For some obscure reason, I have found myself demoralised of late. I wouldn’t go as far as to say “down” but definitely lacking the energy and incentive to do the things I usually love: writing, blogging, even birding. All of which has culminated in prolonged spells of sitting and staring vacantly at my laptop screen. Hoping for the miraculous resurgence of inspiration yet getting nowhere fast, until this morning that is, with a prolonged bout of ‘curtain twitching’.
I had chalked my recent slump up to a lack of time in nature, something I suspect many of us need to function properly as human beings.
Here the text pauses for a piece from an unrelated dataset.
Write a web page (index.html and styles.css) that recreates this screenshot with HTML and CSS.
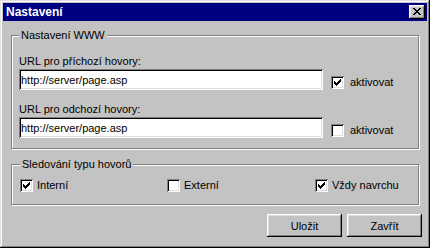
FILE: index.html
```html
<!DOCTYPE html>
<html lang="cs">
<head>
  <meta charset="UTF-8">
  <title>Nastavení</title>
  <link rel="stylesheet" href="styles.css">
</head>
<body>

  <!-- Dialog window -->
  <div class="window">
    <div class="titlebar">
      <span class="title">Nastavení</span>
      <button class="close-btn" aria-label="Zavřít">
        <svg width="16" height="14" viewBox="0 0 16 14" shape-rendering="crispEdges">
          <path fill="#000" d="M4 3h2v1h-2z M10 3h2v1h-2z M5 4h2v1h-2z M9 4h2v1h-2z M6 5h4v1h-4z M7 6h2v1h-2z M6 7h4v1h-4z M5 8h2v1h-2z M9 8h2v1h-2z M4 9h2v1h-2z M10 9h2v1h-2z"/>
        </svg>
      </button>
    </div>

    <div class="content">
      <!-- WWW settings -->
      <fieldset class="group group-www">
        <legend>Nastavení WWW</legend>
        <div class="field">
          <div class="field-label">URL pro příchozí hovory:</div>
          <div class="field-row">
            <input class="textbox" type="text" value="http://server/page.asp">
            <div class="check check-side">
              <span class="box">
                <svg width="13" height="13" viewBox="0 0 13 13" shape-rendering="crispEdges"><path fill="#000" d="M9 3h1v1h-1z M8 4h2v1h-2z M3 5h1v1h-1z M7 5h3v1h-3z M3 6h2v1h-2z M6 6h3v1h-3z M3 7h5v1h-5z M4 8h3v1h-3z M5 9h1v1h-1z"/></svg>
              </span>
              <span>aktivovat</span>
            </div>
          </div>
        </div>
        <div class="field field-next">
          <div class="field-label">URL pro odchozí hovory:</div>
          <div class="field-row">
            <input class="textbox" type="text" value="http://server/page.asp">
            <div class="check check-side">
              <span class="box"></span>
              <span>aktivovat</span>
            </div>
          </div>
        </div>
      </fieldset>

      <!-- Call type tracking -->
      <fieldset class="group group-calls">
        <legend>Sledování typu hovorů</legend>
        <div class="check-grid">
          <div class="check">
            <span class="box">
              <svg width="13" height="13" viewBox="0 0 13 13" shape-rendering="crispEdges"><path fill="#000" d="M9 3h1v1h-1z M8 4h2v1h-2z M3 5h1v1h-1z M7 5h3v1h-3z M3 6h2v1h-2z M6 6h3v1h-3z M3 7h5v1h-5z M4 8h3v1h-3z M5 9h1v1h-1z"/></svg>
            </span>
            <span>Interní</span>
          </div>
          <div class="check">
            <span class="box"></span>
            <span>Externí</span>
          </div>
          <div class="check">
            <span class="box">
              <svg width="13" height="13" viewBox="0 0 13 13" shape-rendering="crispEdges"><path fill="#000" d="M9 3h1v1h-1z M8 4h2v1h-2z M3 5h1v1h-1z M7 5h3v1h-3z M3 6h2v1h-2z M6 6h3v1h-3z M3 7h5v1h-5z M4 8h3v1h-3z M5 9h1v1h-1z"/></svg>
            </span>
            <span>Vždy navrchu</span>
          </div>
        </div>
      </fieldset>

      <div class="buttons">
        <button class="btn">Uložit</button>
        <button class="btn">Zavřít</button>
      </div>
    </div>
  </div>

</body>
</html>
```

FILE: styles.css
```css
    body {
      margin: 0;
      padding: 0;
      background-color: #c3c3c3;
      font-family: "Liberation Sans", Arial, sans-serif;
      font-size: 11px;
      line-height: 13px;
      color: #000;
    }
    .window {
      width: 430px;
      height: 248px;
      box-sizing: border-box;
      padding: 3px;
      background-color: #c3c3c3;
      box-shadow: inset -1px -1px 0 #000, inset 1px 1px 0 #dfdfdf,
                  inset -2px -2px 0 #808080, inset 2px 2px 0 #fff;
      display: flex;
      flex-direction: column;
    }
    .titlebar {
      height: 18px;
      background-color: #000080;
      display: flex;
      justify-content: space-between;
      align-items: center;
      padding: 0 2px 0 3px;
    }
    .titlebar .title {
      color: #fff;
      font-weight: bold;
      font-size: 12px;
    }
    .close-btn {
      width: 16px;
      height: 14px;
      padding: 0;
      border: none;
      display: block;
      background-color: #c3c3c3;
      box-shadow: inset -1px -1px 0 #000, inset 1px 1px 0 #fff,
                  inset -2px -2px 0 #808080, inset 2px 2px 0 #dfdfdf;
    }
    .close-btn svg {
      display: block;
    }
    .content {
      padding: 0 5px 0 8px;
    }
    .group {
      margin: 0 3px 0 0;
      border: 1px solid #808080;
      box-shadow: 1px 1px 0 #fff, inset 1px 1px 0 #fff;
      min-inline-size: 0;
    }
    .group legend {
      padding: 0 2px;
      line-height: 13px;
      background-color: #c3c3c3;
    }
    .group-www {
      margin-top: 8px;
      padding: 13px 7px 10px 7px;
    }
    .group-calls {
      margin-top: 9px;
      padding: 8px 7px 12px 8px;
    }
    .field-next {
      margin-top: 13px;
    }
    .field-label {
      margin-bottom: 1px;
    }
    .field-row {
      display: flex;
      align-items: flex-start;
      gap: 8px;
    }
    .textbox {
      width: 304px;
      height: 21px;
      box-sizing: border-box;
      margin: 0;
      padding: 0 2px;
      border: none;
      outline: none;
      background-color: #fff;
      font-family: "Liberation Sans", Arial, sans-serif;
      font-size: 11px;
      color: #000;
      box-shadow: inset 1px 1px 0 #808080, inset -1px -1px 0 #fff,
                  inset 2px 2px 0 #000, inset -2px -2px 0 #dfdfdf;
    }
    .check {
      display: flex;
      align-items: flex-start;
      gap: 4px;
    }
    .check-side {
      margin-top: 7px;
      gap: 6px;
    }
    .box {
      width: 13px;
      height: 13px;
      flex: none;
      background-color: #fff;
      box-shadow: inset 1px 1px 0 #808080, inset -1px -1px 0 #fff,
                  inset 2px 2px 0 #000, inset -2px -2px 0 #dfdfdf;
    }
    .box svg {
      display: block;
    }
    .check-grid {
      display: grid;
      grid-template-columns: 147px 148px auto;
    }
    .buttons {
      display: flex;
      justify-content: flex-end;
      gap: 5px;
      margin-top: 9px;
    }
    .btn {
      width: 75px;
      height: 23px;
      padding: 0;
      border: none;
      background-color: #c3c3c3;
      font-family: "Liberation Sans", Arial, sans-serif;
      font-size: 11px;
      color: #000;
      box-shadow: inset -1px -1px 0 #000, inset 1px 1px 0 #fff,
                  inset -2px -2px 0 #808080, inset 2px 2px 0 #dfdfdf;
    }
```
Perhaps I was correct; although gazing outwards from the window, I quickly came to realise I had been ignorant, and that one need not be galavanting in the countryside to enjoy, and seek motivation from the natural world.
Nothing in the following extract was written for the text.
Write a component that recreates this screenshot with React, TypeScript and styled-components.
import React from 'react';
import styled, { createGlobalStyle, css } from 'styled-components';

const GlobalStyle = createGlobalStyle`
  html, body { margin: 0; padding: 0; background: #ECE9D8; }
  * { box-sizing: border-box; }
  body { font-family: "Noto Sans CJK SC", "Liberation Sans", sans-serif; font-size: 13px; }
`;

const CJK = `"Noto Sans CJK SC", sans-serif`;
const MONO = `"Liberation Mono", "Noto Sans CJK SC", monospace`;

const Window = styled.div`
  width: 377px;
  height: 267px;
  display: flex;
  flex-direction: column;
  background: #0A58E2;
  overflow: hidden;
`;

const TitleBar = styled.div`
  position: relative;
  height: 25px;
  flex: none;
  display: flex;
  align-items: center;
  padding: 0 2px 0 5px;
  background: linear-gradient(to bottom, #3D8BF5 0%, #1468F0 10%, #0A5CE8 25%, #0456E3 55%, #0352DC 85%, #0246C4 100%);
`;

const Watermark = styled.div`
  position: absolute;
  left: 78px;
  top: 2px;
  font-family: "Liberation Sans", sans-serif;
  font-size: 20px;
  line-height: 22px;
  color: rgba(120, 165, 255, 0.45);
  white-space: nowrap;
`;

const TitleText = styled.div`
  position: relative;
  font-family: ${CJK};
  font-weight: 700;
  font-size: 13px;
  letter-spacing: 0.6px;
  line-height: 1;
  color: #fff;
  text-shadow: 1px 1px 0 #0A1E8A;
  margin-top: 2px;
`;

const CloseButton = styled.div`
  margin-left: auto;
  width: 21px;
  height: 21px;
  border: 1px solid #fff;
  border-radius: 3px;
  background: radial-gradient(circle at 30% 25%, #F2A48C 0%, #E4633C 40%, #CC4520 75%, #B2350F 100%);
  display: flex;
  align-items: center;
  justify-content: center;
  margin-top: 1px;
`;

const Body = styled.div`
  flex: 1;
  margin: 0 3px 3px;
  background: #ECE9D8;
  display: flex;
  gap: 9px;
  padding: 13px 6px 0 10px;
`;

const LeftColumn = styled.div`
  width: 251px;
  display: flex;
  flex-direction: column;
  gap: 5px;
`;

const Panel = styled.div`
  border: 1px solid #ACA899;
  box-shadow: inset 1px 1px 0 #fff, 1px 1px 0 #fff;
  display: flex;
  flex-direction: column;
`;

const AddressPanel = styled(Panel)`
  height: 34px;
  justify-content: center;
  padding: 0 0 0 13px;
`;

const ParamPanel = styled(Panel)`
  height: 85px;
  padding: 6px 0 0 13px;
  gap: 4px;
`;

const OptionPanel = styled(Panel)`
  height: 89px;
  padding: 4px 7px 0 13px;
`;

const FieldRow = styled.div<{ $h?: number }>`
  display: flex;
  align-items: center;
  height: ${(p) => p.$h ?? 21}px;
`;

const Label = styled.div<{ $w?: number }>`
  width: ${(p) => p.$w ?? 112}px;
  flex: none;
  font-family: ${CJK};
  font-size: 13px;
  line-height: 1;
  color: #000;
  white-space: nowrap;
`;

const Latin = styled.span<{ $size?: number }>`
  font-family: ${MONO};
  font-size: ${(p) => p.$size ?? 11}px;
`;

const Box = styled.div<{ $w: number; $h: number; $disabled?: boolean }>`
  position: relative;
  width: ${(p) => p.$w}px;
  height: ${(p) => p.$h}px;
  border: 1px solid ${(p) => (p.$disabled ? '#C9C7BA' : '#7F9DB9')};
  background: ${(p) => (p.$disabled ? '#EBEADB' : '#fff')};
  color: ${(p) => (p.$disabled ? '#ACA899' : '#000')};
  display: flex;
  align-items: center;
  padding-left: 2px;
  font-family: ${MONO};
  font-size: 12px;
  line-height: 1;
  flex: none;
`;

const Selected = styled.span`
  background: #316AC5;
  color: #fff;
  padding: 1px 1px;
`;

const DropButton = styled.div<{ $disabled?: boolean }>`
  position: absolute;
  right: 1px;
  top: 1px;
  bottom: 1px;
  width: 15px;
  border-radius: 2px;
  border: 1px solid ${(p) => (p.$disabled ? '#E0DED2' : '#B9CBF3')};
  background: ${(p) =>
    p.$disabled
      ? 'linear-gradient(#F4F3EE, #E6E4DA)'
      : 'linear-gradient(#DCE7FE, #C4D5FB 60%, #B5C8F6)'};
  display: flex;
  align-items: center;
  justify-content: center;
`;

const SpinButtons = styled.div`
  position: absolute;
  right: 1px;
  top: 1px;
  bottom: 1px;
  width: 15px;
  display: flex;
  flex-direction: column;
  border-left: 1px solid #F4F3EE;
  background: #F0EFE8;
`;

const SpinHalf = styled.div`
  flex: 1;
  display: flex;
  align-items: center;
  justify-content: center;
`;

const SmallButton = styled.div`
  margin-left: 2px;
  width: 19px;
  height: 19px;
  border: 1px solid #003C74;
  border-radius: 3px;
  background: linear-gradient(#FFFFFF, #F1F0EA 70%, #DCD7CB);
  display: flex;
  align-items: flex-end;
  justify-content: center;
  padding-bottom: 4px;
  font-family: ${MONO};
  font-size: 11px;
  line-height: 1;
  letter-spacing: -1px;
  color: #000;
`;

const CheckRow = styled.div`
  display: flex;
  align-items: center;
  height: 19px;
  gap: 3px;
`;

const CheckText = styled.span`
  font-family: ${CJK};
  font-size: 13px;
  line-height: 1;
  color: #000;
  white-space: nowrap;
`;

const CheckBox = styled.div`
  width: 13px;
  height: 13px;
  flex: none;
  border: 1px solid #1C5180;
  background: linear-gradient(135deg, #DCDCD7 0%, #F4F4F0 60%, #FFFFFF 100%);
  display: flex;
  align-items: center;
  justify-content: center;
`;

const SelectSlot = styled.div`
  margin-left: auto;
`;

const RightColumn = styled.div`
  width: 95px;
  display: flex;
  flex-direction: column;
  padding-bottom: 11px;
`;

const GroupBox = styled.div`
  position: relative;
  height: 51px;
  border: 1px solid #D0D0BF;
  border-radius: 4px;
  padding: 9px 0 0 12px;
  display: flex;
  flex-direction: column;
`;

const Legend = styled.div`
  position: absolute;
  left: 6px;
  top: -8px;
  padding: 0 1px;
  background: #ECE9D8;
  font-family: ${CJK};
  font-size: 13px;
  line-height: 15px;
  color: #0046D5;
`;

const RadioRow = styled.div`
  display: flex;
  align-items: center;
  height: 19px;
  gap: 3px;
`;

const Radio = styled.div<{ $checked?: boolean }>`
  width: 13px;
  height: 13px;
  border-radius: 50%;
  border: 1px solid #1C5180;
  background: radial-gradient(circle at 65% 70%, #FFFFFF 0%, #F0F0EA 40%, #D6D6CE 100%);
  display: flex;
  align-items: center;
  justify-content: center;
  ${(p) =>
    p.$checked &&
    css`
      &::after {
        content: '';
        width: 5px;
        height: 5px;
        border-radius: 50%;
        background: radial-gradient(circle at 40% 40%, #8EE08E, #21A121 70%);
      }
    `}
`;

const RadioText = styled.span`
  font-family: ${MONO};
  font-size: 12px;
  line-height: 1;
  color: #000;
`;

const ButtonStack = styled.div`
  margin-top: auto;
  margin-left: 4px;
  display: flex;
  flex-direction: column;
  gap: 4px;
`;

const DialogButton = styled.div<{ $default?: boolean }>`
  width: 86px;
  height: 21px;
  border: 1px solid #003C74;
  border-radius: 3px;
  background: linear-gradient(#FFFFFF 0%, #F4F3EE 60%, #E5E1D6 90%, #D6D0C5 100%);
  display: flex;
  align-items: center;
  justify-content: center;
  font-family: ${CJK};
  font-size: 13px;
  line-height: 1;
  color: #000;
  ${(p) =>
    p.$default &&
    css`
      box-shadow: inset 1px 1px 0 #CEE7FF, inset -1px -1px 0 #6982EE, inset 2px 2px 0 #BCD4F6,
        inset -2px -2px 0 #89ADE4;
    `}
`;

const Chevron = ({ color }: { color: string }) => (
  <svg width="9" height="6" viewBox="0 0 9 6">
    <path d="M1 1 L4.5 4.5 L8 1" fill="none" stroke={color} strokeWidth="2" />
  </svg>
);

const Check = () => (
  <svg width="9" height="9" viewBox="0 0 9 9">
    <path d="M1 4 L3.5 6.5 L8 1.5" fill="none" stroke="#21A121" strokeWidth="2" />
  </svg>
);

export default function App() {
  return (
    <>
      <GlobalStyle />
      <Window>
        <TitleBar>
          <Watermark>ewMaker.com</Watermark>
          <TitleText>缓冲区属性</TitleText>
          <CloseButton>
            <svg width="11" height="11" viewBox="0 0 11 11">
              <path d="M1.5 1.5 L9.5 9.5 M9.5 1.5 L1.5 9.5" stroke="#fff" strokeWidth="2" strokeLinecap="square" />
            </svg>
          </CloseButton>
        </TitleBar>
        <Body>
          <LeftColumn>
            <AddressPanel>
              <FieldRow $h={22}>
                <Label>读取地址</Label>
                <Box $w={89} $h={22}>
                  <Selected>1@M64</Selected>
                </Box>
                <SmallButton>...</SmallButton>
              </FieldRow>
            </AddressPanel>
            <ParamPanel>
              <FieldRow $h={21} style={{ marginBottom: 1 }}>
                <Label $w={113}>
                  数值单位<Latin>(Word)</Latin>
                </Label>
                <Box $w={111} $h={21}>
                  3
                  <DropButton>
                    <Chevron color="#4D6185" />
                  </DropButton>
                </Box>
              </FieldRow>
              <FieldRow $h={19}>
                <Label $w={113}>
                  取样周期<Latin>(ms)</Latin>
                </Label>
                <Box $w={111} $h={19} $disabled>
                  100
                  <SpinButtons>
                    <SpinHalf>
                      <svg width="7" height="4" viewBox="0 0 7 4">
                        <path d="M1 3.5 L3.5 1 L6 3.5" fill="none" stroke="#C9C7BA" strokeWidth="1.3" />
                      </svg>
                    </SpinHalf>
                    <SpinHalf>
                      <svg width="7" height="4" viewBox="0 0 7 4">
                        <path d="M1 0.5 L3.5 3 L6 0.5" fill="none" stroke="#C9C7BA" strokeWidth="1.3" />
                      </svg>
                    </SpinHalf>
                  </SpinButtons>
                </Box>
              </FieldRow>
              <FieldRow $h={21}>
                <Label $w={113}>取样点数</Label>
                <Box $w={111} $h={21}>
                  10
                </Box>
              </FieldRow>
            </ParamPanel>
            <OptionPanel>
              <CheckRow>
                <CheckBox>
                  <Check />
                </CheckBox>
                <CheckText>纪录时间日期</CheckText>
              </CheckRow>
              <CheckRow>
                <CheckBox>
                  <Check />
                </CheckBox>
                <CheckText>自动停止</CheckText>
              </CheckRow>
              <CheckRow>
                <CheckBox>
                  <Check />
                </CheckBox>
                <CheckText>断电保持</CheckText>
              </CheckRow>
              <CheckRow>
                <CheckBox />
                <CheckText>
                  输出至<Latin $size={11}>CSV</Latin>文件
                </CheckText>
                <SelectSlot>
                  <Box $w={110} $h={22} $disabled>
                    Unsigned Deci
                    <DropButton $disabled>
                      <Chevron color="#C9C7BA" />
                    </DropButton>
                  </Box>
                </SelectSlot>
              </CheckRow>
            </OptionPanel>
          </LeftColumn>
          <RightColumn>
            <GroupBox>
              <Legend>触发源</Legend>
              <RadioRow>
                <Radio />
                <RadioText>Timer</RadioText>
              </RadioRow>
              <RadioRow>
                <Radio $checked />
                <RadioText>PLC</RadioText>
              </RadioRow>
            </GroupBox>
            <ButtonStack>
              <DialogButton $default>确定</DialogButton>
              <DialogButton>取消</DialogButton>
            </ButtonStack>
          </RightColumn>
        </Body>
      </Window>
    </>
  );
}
For those unaware, my bedroom window looks out directly on to a busy street – the only perk being the bird feeders tactfully positioned outside in our minuscule yard. These attract a good range of species given our position in central Newcastle: house sparrows (over 70 at times), goldfinches, starlings, woodpigeons, doves, dunnocks and the occasional tit and Robin. All of which I fear I have overlooked in my current self-reflective grump.
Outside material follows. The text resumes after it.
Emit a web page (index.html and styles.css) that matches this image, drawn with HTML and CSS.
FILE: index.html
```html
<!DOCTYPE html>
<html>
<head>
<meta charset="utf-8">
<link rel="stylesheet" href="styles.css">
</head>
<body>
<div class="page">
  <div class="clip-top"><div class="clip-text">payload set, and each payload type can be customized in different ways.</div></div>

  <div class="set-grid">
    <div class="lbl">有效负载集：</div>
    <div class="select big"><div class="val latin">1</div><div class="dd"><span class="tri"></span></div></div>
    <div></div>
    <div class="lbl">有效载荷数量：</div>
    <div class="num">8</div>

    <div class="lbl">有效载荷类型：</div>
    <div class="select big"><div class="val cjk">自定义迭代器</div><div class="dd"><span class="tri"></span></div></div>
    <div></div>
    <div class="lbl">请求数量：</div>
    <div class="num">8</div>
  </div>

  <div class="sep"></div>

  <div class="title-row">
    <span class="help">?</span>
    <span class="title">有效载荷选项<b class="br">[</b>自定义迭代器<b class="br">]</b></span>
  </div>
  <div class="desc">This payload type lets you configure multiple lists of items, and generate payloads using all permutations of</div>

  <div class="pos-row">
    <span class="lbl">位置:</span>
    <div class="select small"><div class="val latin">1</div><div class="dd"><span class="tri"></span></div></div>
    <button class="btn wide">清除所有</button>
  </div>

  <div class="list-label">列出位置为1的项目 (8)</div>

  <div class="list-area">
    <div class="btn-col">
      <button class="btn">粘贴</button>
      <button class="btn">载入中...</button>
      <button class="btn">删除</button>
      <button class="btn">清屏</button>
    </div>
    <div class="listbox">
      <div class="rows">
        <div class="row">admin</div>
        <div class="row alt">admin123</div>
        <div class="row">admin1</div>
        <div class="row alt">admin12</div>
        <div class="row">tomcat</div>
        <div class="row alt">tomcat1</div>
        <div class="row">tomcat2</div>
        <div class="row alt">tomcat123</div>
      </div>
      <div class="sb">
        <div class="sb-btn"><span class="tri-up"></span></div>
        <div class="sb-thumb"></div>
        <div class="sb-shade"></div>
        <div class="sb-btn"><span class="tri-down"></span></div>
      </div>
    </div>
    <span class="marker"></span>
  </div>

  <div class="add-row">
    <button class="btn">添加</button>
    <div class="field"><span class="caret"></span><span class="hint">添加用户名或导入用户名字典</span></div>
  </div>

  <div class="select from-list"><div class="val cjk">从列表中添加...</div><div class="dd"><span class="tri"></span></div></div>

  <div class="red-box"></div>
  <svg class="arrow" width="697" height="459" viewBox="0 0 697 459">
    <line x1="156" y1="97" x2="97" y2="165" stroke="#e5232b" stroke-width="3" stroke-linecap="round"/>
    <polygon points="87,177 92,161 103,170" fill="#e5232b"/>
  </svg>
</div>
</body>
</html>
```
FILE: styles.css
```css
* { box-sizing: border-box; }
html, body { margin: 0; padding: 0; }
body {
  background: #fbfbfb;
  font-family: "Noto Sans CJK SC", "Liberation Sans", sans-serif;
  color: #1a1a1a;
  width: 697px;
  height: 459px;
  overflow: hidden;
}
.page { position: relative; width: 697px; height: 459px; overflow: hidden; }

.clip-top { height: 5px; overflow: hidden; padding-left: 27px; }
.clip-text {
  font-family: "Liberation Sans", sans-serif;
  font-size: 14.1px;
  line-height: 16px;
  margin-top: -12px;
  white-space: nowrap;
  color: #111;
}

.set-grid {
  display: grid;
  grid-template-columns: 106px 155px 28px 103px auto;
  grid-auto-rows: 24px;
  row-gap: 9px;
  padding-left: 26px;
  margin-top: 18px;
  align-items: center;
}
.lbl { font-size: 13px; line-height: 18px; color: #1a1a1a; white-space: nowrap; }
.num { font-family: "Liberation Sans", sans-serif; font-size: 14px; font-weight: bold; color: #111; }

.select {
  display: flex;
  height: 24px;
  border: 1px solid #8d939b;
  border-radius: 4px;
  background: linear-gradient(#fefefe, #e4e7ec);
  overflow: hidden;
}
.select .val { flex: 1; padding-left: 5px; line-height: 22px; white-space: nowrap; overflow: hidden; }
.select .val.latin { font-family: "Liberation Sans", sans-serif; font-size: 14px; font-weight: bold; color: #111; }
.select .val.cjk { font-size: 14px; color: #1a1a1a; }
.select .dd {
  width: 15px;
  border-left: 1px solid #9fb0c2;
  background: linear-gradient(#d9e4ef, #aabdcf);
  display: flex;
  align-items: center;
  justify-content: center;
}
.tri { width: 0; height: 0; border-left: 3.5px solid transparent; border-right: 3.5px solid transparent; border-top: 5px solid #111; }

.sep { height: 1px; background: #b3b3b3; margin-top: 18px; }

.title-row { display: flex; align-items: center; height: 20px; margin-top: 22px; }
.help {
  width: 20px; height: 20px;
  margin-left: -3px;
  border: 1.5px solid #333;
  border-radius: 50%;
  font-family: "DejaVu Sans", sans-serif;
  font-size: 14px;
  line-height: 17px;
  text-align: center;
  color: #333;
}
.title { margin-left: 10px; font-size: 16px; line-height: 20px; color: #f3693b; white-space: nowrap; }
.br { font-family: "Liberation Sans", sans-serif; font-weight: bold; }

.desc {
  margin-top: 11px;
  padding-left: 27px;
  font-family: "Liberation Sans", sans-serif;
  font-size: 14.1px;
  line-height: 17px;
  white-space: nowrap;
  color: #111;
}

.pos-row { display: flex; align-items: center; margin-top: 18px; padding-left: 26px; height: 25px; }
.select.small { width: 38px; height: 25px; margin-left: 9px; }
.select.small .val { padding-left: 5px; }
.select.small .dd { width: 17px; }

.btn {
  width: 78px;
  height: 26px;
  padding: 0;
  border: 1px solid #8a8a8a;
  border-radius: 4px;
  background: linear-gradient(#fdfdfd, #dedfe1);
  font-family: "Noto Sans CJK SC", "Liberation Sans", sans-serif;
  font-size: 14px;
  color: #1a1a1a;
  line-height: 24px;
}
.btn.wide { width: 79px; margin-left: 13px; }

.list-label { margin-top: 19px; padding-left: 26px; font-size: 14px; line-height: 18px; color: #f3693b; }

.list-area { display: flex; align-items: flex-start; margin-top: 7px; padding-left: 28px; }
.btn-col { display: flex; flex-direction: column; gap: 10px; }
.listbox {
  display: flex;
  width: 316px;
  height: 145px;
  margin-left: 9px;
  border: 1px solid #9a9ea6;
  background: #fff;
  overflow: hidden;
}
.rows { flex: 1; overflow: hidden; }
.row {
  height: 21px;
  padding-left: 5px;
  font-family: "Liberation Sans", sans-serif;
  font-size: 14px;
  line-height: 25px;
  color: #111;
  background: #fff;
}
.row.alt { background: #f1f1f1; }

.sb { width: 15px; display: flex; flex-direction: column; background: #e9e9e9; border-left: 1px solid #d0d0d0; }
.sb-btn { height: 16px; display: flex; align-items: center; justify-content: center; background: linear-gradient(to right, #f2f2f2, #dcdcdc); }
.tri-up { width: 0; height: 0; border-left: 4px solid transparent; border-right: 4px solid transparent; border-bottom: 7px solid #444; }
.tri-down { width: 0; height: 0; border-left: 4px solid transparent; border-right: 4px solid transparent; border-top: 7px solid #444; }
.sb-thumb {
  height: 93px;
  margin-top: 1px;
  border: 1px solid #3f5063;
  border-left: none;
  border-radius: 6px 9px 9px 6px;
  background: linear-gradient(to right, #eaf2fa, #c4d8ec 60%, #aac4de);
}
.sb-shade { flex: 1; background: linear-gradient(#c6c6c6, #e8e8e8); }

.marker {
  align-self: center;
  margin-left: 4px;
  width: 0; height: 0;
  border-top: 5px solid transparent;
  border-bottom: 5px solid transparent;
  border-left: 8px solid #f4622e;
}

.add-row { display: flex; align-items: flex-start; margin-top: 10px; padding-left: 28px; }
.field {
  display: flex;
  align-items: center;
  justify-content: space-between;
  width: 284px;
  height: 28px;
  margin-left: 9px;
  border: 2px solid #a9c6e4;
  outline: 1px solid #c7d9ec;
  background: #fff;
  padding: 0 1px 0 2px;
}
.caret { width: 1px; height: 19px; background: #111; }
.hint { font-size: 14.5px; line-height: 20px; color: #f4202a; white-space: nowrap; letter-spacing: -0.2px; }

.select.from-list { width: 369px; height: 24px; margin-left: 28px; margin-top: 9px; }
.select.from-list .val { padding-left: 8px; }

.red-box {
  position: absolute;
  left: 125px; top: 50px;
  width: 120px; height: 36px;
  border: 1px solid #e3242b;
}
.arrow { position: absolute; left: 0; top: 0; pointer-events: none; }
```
Today, the feeders thronged with sparrows – around forty of them – jostling for position and making an ungodly mess, all to a persistent soundtrack of high-pitched chirrups. The testosterone-fueled jostling of the male birds, clad in their dark masks of alternating hues – a sign of dominance, I was once told – bemusing, and the boldness of the entire folk in the face of passing dog-walkers and cyclists, outstanding.
Above the sparrows, a pair of visiting Goldfinches raided the Nyger; appearing almost snobbish as they watched the scrum beneath. On the ground, a plump Woodpigeon waddled through the mass of small, brown birds, dispersing them in its wake as it mopped up fallen fragments of sunflower and wheat. From the pot which holds our now decrepit Cotoneaster, a Dunnock tentatively emerged, far too polite to engage in the frenzy and content to pick off stray morsels from the peripheries.
I confess that it took me a while to realise I was feeling better; mood building as I observed the fray until begrudgingly, I returned to my screen. Now, three hours later, I have obliterated my ‘to do’ list: answering emails, writing a reference, drafting a post for a notable NGO, proofreading a magazine and quickly producing a few snippets of overdue copy. Hell, now I even find myself writing this post – the first piece of genuine writing I have submitted to this blog in weeks.
It really is remarkable what a brief spell in nature can do for you. I should take five, sit back and watch more often – even when commitments render me unable to travel further afield.